I picked C++20 as the topic because I see a lot of interest in the community. The short session helps you to get up to speed quickly.

The price

For this course, I tried to come up with a price that should allow you to purchase at least one unit yourself instead of your company paying. The reason behind this is that because C++20 very new, my prediction is that it will take some time until we see it in production wildly. However, just because your company does not yet use it shouldn't prevent you from educating yourself and maybe prepare for a C++20 rich future. I still struggle with the price because it is still too high for various countries in this world. The currently strong EURO contributes to that. I wish for a world with way fewer differences, not just for selling courses.

Book your seat

You can book your seat here: andreasfertig.com/courses/cpp20-five-features-in-five-weeks. The sale for all topics ends on March 23!

The schedule

Below you find the schedule, including the dates of each topic.

March 30: Concepts

You learn how Concepts work and how to create your own Concept. Your learning continues with a look at a new form of writing function templates: abbreviated function templates. In the end, you learn how Concepts improve error messages.

April 6: Coroutines

You learn to rethink how function calls work and how regular functions compare to Coroutines. After that, you familiarize yourself with the low-level Coroutine API C++20 offers. You then learn how to use that knowledge to build a byte-stream parser using a Coroutine.

April 13: Ranges

In this workshop, you will learn how refactoring C++17 code becomes clearer by applying C++20's Ranges. You will also learn about the improvements Ranges give you, like unintentional use of a temporary which is no longer valid.

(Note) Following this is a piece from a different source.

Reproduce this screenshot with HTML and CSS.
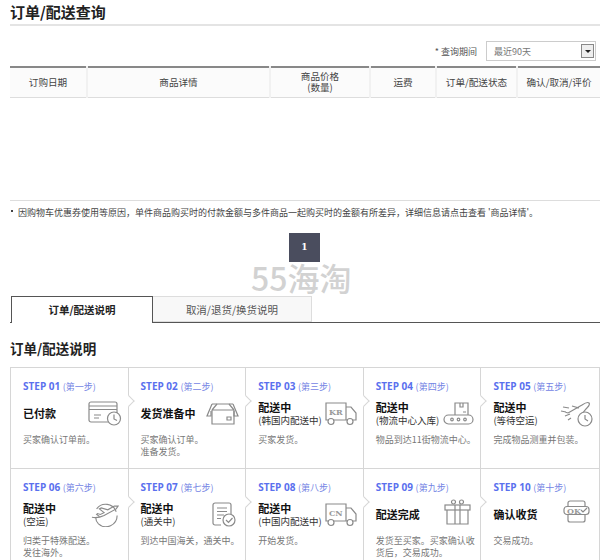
FILE: index.html
```html
<!DOCTYPE html>
<html lang="zh-CN">
<head>
    <meta charset="UTF-8">
    <title>订单/配送查询</title>
    <link rel="stylesheet" href="styles.css">
</head>
<body>
    <div class="page">
        <h1 class="page-title">订单/配送查询</h1>

        <div class="filter">
            <span class="filter-label">* 查询期间</span>
            <div class="select">
                <span>最近90天</span>
                <span class="select-btn"><i class="select-arrow"></i></span>
            </div>
        </div>

        <table class="order-table">
            <thead>
                <tr>
                    <th class="col-date">订购日期</th>
                    <th class="col-info">商品详情</th>
                    <th class="col-price">商品价格<br>(数量)</th>
                    <th class="col-ship">运费</th>
                    <th class="col-state">订单/配送状态</th>
                    <th class="col-act">确认/取消/评价</th>
                </tr>
            </thead>
        </table>
        <div class="order-empty"></div>

        <p class="note"><span class="note-dot"></span>因购物车优惠券使用等原因，单件商品购买时的付款金额与多件商品一起购买时的金额有所差异，详细信息请点击查看 '商品详情'。</p>

        <div class="pager"><a class="pager-num">1</a></div>
        <div class="watermark">55海淘</div>

        <div class="tabs">
            <div class="tab active">订单/配送说明</div>
            <div class="tab">取消/退货/换货说明</div>
        </div>

        <h2 class="section-title">订单/配送说明</h2>

        <div class="steps">
            <div class="step">
                <div class="step-no">STEP 01 <span>(第一步)</span></div>
                <div class="step-main">
                    <div class="step-name"><strong>已付款</strong></div>
                    <svg class="icon" width="34" height="25" viewBox="0 0 34 25"><rect x="1" y="1" width="28" height="20" rx="2"/><path d="M1 5h28M1 8.5h28M6 14h7M6 17h5"/><circle class="knock" cx="26" cy="17.5" r="6.5"/><path d="M26 13.5v4.5l3 1.500"/></svg>
                </div>
                <p class="step-desc">买家确认订单前。</p>
            </div>
            <div class="step">
                <div class="step-no">STEP 02 <span>(第二步)</span></div>
                <div class="step-main">
                    <div class="step-name"><strong>发货准备中</strong></div>
                    <svg class="icon" width="33" height="23" viewBox="0 0 33 23"><path d="M6 2h21M6 2L1 14h4V9M27 2l5 12h-4V9"/><path d="M6 8V22h22V8M6 8l5-6M28 8l-5-6M6 8h22"/><path d="M21 15h4v3h-4z"/></svg>
                </div>
                <p class="step-desc">买家确认订单。<br>准备发货。</p>
            </div>
            <div class="step">
                <div class="step-no">STEP 03 <span>(第三步)</span></div>
                <div class="step-main">
                    <div class="step-name"><strong>配送中</strong><em>(韩国内配送中)</em></div>
                    <svg class="icon" width="32" height="24" viewBox="0 0 32 24"><path d="M3 18H1V1h20v17H9M21 5h5l5 6v7h-3M21 18h1"/><circle cx="6" cy="19.5" r="3"/><circle cx="25" cy="19.5" r="3"/><text class="icon-text" x="4" y="13">KR</text></svg>
                </div>
                <p class="step-desc">买家发货。</p>
            </div>
            <div class="step">
                <div class="step-no">STEP 04 <span>(第四步)</span></div>
                <div class="step-main">
                    <div class="step-name"><strong>配送中</strong><em>(物流中心入库)</em></div>
                    <svg class="icon" width="31" height="23" viewBox="0 0 31 23"><path d="M12 13V1h13v12M17 1v4h3V1M20 10h3"/><rect x="1" y="13" width="29" height="9" rx="4.5"/><circle cx="9" cy="17.5" r="1.3"/><circle cx="15.5" cy="17.5" r="1.3"/><circle cx="22" cy="17.5" r="1.3"/></svg>
                </div>
                <p class="step-desc">物品到达11街物流中心。</p>
            </div>
            <div class="step">
                <div class="step-no">STEP 05 <span>(第五步)</span></div>
                <div class="step-main">
                    <div class="step-name"><strong>配送中</strong><em>(等待空运)</em></div>
                    <svg class="icon" width="33" height="26" viewBox="0 0 33 26"><path d="M8 12l14-8c3-2 6-3 7-2s-1 4-3 6l-4 5-1 6M8 12l-3-1M12 5l7 2M3 6l6 1M1 10l5 1M5 15l5-2M8 19l3-2"/><circle class="knock" cx="25" cy="18" r="7"/><path d="M25 14v4l3 2"/></svg>
                </div>
                <p class="step-desc">完成物品测重并包装。</p>
            </div>
            <div class="step">
                <div class="step-no">STEP 06 <span>(第六步)</span></div>
                <div class="step-main">
                    <div class="step-name"><strong>配送中</strong><em>(空运)</em></div>
                    <svg class="icon icon-inset" width="28" height="25" viewBox="0 0 30 26"><path d="M6 7a12 12 0 0 1 21 3M28 14a12 12 0 0 1-20 9c-2-2-3-4-3-7"/><path d="M1 16c5 1 9 0 13-2l13-7 2-3-4 0-7 4-7-2-2 1 5 4-4 2-3-1-1 1 3 2"/></svg>
                </div>
                <p class="step-desc">归类于特殊配送。<br>发往海外。</p>
            </div>
            <div class="step">
                <div class="step-no">STEP 07 <span>(第七步)</span></div>
                <div class="step-main">
                    <div class="step-name"><strong>配送中</strong><em>(通关中)</em></div>
                    <svg class="icon icon-inset" width="24" height="25" viewBox="0 0 24 25"><path d="M9 23H3a2 2 0 0 1-2-2V3a2 2 0 0 1 2-2h14a2 2 0 0 1 2 2v9"/><path d="M5 6h10M5 9.5h10M5 13h7M5 16.500h4"/><circle class="knock" cx="17" cy="18" r="6"/><path d="M14 18l2.500 2.500 4-4.500"/></svg>
                </div>
                <p class="step-desc">到达中国海关，通关中。</p>
            </div>
            <div class="step">
                <div class="step-no">STEP 08 <span>(第八步)</span></div>
                <div class="step-main">
                    <div class="step-name"><strong>配送中</strong><em>(中国内配送中)</em></div>
                    <svg class="icon" width="32" height="24" viewBox="0 0 32 24"><path d="M3 18H1V1h20v17H9M21 5h5l5 6v7h-3M21 18h1"/><circle cx="6" cy="19.5" r="3"/><circle cx="25" cy="19.5" r="3"/><text class="icon-text" x="4" y="13">CN</text></svg>
                </div>
                <p class="step-desc">开始发货。</p>
            </div>
            <div class="step">
                <div class="step-no">STEP 09 <span>(第九步)</span></div>
                <div class="step-main">
                    <div class="step-name"><strong>配送完成</strong></div>
                    <svg class="icon icon-inset icon-up" width="27" height="26" viewBox="0 0 27 26"><rect x="1" y="6" width="25" height="5"/><path d="M3 11v14h21V11M11 6v19M16 6v19"/><circle cx="9.500" cy="3" r="2"/><circle cx="17.500" cy="3" r="2"/></svg>
                </div>
                <p class="step-desc">发货至买家。买家确认收货后，交易成功。</p>
            </div>
            <div class="step">
                <div class="step-no">STEP 10 <span>(第十步)</span></div>
                <div class="step-main">
                    <div class="step-name"><strong>确认收货</strong></div>
                    <svg class="icon icon-inset icon-up" width="27" height="23" viewBox="0 0 27 23"><path d="M5 6V3a2 2 0 0 1 2-2h13a2 2 0 0 1 2 2v3M5 15v5a2 2 0 0 0 2 2h13a2 2 0 0 0 2-2v-5"/><rect x="1" y="6.500" width="25" height="8" rx="3"/><text class="icon-text" x="4" y="13.500">OK</text><path d="M18 10l2 2 4-4"/></svg>
                </div>
                <p class="step-desc">交易成功。</p>
            </div>
        </div>
    </div>
</body>
</html>
```

FILE: styles.css
```css
html, body {
    margin: 0;
    padding: 0;
    background: #fff;
}

body {
    font-family: "Noto Sans CJK SC", "Noto Sans", sans-serif;
    font-size: 10px;
    color: #444;
}

.page {
    position: relative;
    width: 590px;
    height: 560px;
    padding-left: 10px;
    overflow: hidden;
}

.page-title {
    height: 24px;
    margin: 0;
    border-bottom: 2px solid #e4e4e4;
    font-size: 15px;
    line-height: 23px;
    font-weight: 700;
    color: #222;
}

.filter {
    display: flex;
    justify-content: flex-end;
    align-items: center;
    height: 20px;
    margin-top: 15px;
    padding-right: 4px;
    gap: 9px;
    font-size: 9px;
}

.filter-label {
    color: #555;
}

.select {
    display: flex;
    justify-content: space-between;
    align-items: center;
    box-sizing: border-box;
    width: 110px;
    height: 20px;
    padding: 0 1px 0 7px;
    border: 1px solid #ccc;
    color: #777;
}

.select-btn {
    display: flex;
    align-items: center;
    justify-content: center;
    box-sizing: border-box;
    width: 13px;
    height: 14px;
    background: #eee;
    border: 1px solid #888;
}

.select-arrow {
    width: 0;
    height: 0;
    border: 3px solid transparent;
    border-top: 3px solid #222;
    border-bottom: 0;
}

.order-table {
    width: 590px;
    margin-top: 5px;
    border-collapse: collapse;
    border-top: 2px solid #888;
    border-bottom: 1px solid #ddd;
    table-layout: fixed;
}

.order-table th {
    box-sizing: border-box;
    height: 30px;
    padding: 0;
    background: #fbfbfb;
    border-left: 2px solid #f1f1f1;
    font-size: 9.6px;
    line-height: 11px;
    font-weight: 400;
    color: #444;
}

.order-table th:first-child {
    border-left: 0;
}

.col-date { width: 77px; }
.col-info { width: 183px; }
.col-price { width: 100px; }
.col-ship { width: 66px; }
.col-state { width: 81px; }
.col-act { width: 83px; }

.order-empty {
    height: 102px;
    border-bottom: 1px solid #ddd;
}

.note {
    display: flex;
    align-items: center;
    margin: 5px 0 0;
    font-size: 9px;
    line-height: 13px;
    color: #444;
    white-space: nowrap;
}

.note-dot {
    width: 2px;
    height: 2px;
    margin: 0 5px 3px 1px;
    background: #444;
}

.pager {
    display: flex;
    justify-content: center;
    margin-top: 14px;
    padding-right: 1px;
}

.pager-num {
    width: 31px;
    height: 29px;
    background: #4a4d5e;
    font-family: "DejaVu Serif", serif;
    font-size: 9px;
    line-height: 29px;
    font-weight: 700;
    text-align: center;
    color: #fff;
}

.watermark {
    position: absolute;
    left: 251px;
    top: 257px;
    font-family: "Noto Sans CJK SC", sans-serif;
    font-size: 32px;
    line-height: 40px;
    font-weight: 500;
    color: #d2d2d2;
    white-space: nowrap;
}

.tabs {
    display: flex;
    box-sizing: border-box;
    height: 27px;
    margin-top: 34px;
    padding-left: 1px;
    border-bottom: 1px solid #555;
}

.tab {
    box-sizing: border-box;
    width: 159px;
    height: 26px;
    border: 1px solid #ddd;
    border-left: 0;
    background: #f8f8f8;
    font-size: 10.5px;
    line-height: 25px;
    text-align: center;
    color: #555;
}

.tab.active {
    width: 142px;
    height: 27px;
    border: 1px solid #555;
    border-bottom: 0;
    background: #fff;
    font-weight: 700;
    color: #222;
}

.section-title {
    margin: 15px 0 0;
    font-size: 13.5px;
    line-height: 20px;
    font-weight: 700;
    color: #222;
}

.steps {
    display: grid;
    grid-template-columns: repeat(5, 1fr);
    box-sizing: border-box;
    margin-top: 9px;
    border-top: 1px solid #d6d6d6;
    border-left: 1px solid #d6d6d6;
    border-right: 1px solid #d6d6d6;
}

.step {
    position: relative;
    box-sizing: border-box;
    height: 101px;
    padding: 11px 0 0 12px;
    border-right: 1px solid #d6d6d6;
    border-bottom: 1px solid #d6d6d6;
}

.step:nth-child(5n) {
    border-right: 0;
}

.step::after {
    content: "";
    position: absolute;
    right: -5px;
    top: 29px;
    z-index: 1;
    width: 7px;
    height: 7px;
    background: #fff;
    border-top: 1px solid #d6d6d6;
    border-right: 1px solid #d6d6d6;
    transform: rotate(45deg);
}

.step:nth-child(5n)::after {
    display: none;
}

.step-no {
    font-family: "Open Sans", "Noto Sans CJK SC", sans-serif;
    font-size: 10px;
    line-height: 14px;
    font-weight: 700;
    color: #5a70ee;
    white-space: nowrap;
}

.step-no span {
    font-family: "Noto Sans CJK SC", sans-serif;
    font-size: 9px;
    font-weight: 400;
    color: #7484e4;
}

.step-main {
    display: flex;
    justify-content: space-between;
    align-items: center;
    height: 28px;
    margin-top: 6px;
}

.step-name strong {
    display: block;
    font-size: 11px;
    line-height: 14px;
    font-weight: 700;
    color: #111;
    white-space: nowrap;
}

.step-name strong:only-child {
    margin-bottom: 2px;
}

.step-name em {
    display: block;
    font-size: 9.5px;
    line-height: 13px;
    font-style: normal;
    color: #333;
    white-space: nowrap;
}

.icon {
    flex: none;
    margin-right: 6px;
    fill: none;
    stroke: #8a8a8a;
    stroke-width: 1.2;
}

.icon-inset {
    margin-right: 9px;
}

.icon-up {
    margin-top: -6px;
}

.icon .knock {
    fill: #fff;
}

.icon-text {
    font-family: "DejaVu Serif", serif;
    font-size: 8px;
    font-weight: 700;
    fill: #999;
    stroke: none;
}

.step-desc {
    margin: 6px 0 0;
    font-size: 9px;
    line-height: 12px;
    color: #777;
}
```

April 20: spaceship-operator

This workshop is all about comparisons. It starts with a recap of what you had to do before C++20, followed by how your code now boils down to just a few lines of code using the spaceship-operator and a new compiler ability call operator-rewrites. You will then learn about some situations where upgrading C++17 code could lead to unexpected issues.

April 27: constexpr

The evolution of constexpr continues in C++20. You will learn the new application areas for constexpr, like allocating memory with new and delete in a constexpr-function. But this isn't it. You then will learn about two new members of the constexpr-world: constinit and consteval. In the end, you will be able to set all three in a complete picture knowing which one of them to use when best.